Earlier this month, Ananth Kumar Hegde, a BJP lawmaker from Karnataka, called for the end of Islam.
Reaching out to "Hindus, Muslims, Sikhs, Christians, Jains, Buddhists, the micro-minority of Parsis, believers, non-believers," Modi credited India's progress "to every member of every faith."
"Now, India is moving forward on the strength of the struggles, the sacrifices, the bravery, the knowledge, the skill, the art and the pride of every member of every faith in our diverse and yet united nation," he said.
On Friday, Delhi Chief Minister Arvind Kejriwal will be the chief guest at the World Sufi Forum, which, over the next two days, will discuss the teachings of Sufism, widely regarded as the spiritual dimension of Islam, and how to counter extremism and terrorism.
"Terrorists distort a religion whose cause they profess to support.

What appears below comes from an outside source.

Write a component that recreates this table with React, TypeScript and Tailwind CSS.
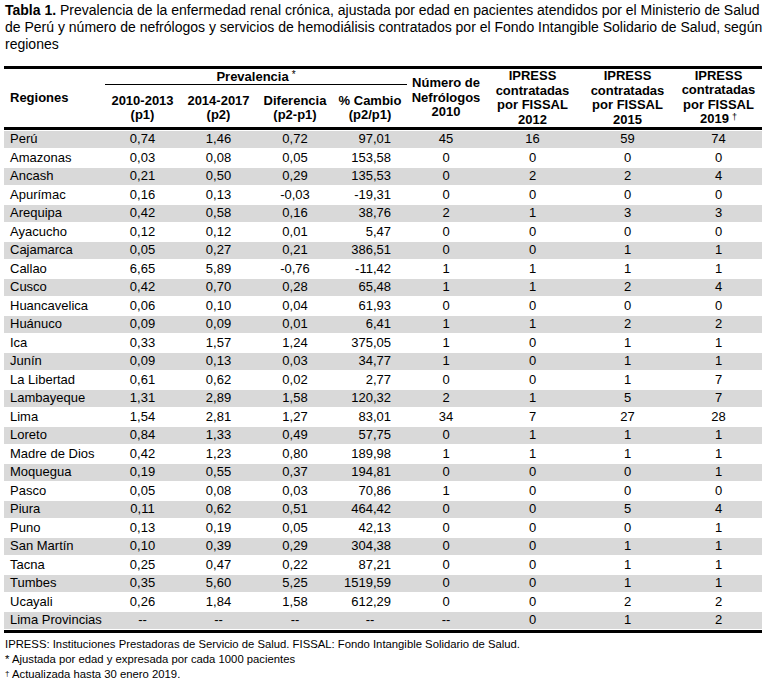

They kill and destroy more in their own land and among their own people than they do elsewhere," said Modi. "Those who spread terror in the name of religion are anti-religious."
"We must advance the message of Sufism that stands for the principles of Islam and the highest human values," he said.
The event, organised by the Delhi-based All India Ulama & Mashaikh Board, will end of Sunday at the Ram Leela Maidan, where Sufi leaders will read a declaration committing to keeping the country and Islam out of the clutches of Wahhabism and extremism.
In his speech today, Modi said that Muslims in India are defined by the "spirit of Sufism, the love for their country and the pride in their nation," and "shaped by the values of the Islamic heritage of India."
"They are steeped in the democratic tradition of India, confident of their place in the country and invested in the future of their nation," he said.
While borrowing verses from Sufi scholars and saints such as Khwaja Moinuddin Chishti and Hazrat Nizamuddin Auliya, and extolling the virtues of different faiths, Modi ended his speech by chanting "Om Shanti; Shanti; Shanti: Peace, Peace, Peace."